None of which is particularly relevant, but in my searches for when I first used this – certainly in View or Mail in 1998 but I suspect considerably earlier – I found a long forgotten Chaos Manor Report in which a reader made up a list of aphorisms he had learned from reading Chaos Manor. For those searching for useful phrases, I recommend Leadership Quotes.
Today’s news makes Napoleon’s quip more relevant each day. Indeed, the news strains the truth of his statement, and I have at least one reader who has long held that the Obama government is simply malicious, and I ought to admit it. My reply to him was that I suspected he had not spent much time in faculty lounges. Liberals do not believe they are evil. Indeed, the foundation of liberalism is that good intentions cannot be evil. Conservative intellectuals call that a negation of the importance of prudence. That is to say, in a classical education the primary virtues are Prudence, Temperance, Courage, and Justice. Prudence is a due regard for the possible consequences of your courageous actions in pursuit of justice. Liberalism in essence says that if your intentions are good, your actions are not evil. Perhaps incompetent, but then the world is complex, and there are always unintentional consequences to what you do. The important thing is to act. Do something, even if it’s wrong. And of course once one starts down a road, it is difficult to admit that you are going in the wrong direction, and it becomes important to defend what you are doing, so that the unintended consequences become acts you should defend even though, had you known that would happen – well, you get the idea.
But as we learn that the CIA operatives in Benghazi wanted to go to the aid of the consulate when the attack began, and were told from Washington that they could not go – ordered to stand down – it becomes even more difficult to ascribe the entire mess in Benghazi to simple incompetence.
Leon Panetta is nether evil nor incompetent, or at least he wasn’t when I knew him as a California Congressman very friendly to the space development movement. His statement that we do not send forces into unknown threat situations is a generality that is often true; but it does provide a clue as to the White House reasoning in the Benghazi crisis. I see a glimmering: they were terrified of another Black Hawk Down incident. If we sent in a helicopter team from Italy it would be a one-way mission, victory or die: they’d have bingo fuel when they got to Benghazi and there wasn’t any safe place to go other than the consulate grounds. And the political consequences of something like Black Hawk Down would be horrible. Political managers never make bets like that. Montrose’s toast is not for them.** And once one goes down that road, it is difficult to turn back. Don’t throw good money after bad. Cut your losses. Some hands you have to fold even if you had to make the first blind bet. Etc.
I don’t know. I do know that the more information we have of the Benghazi fiasco, the more strain that puts on applying Bonaparte’s aphorism to that situation.
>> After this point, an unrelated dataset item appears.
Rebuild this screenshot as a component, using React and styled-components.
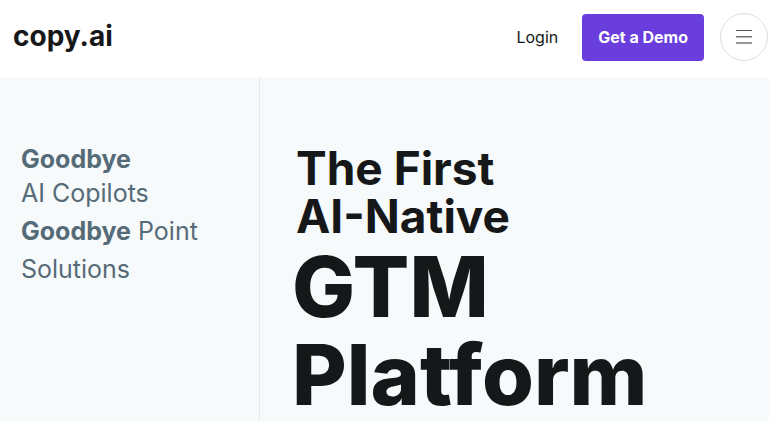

As to Panetta’s generality, there are always exceptions to it. The Brits decided that they would cut their losses – and removed their consulate from Benghazi well in advance of September 11. That would be, in my judgment, the signal for a major decision: how badly do we want that consulate to stay open? What would it cost to make it secure? Because once we decide that we will keep it open, we need to arrange for its security, up to and including stationing resources capable of dealing with organized terrorist attacks with crew served weapons. If that turns out to be too expensive, then get out. The Brits made their decision.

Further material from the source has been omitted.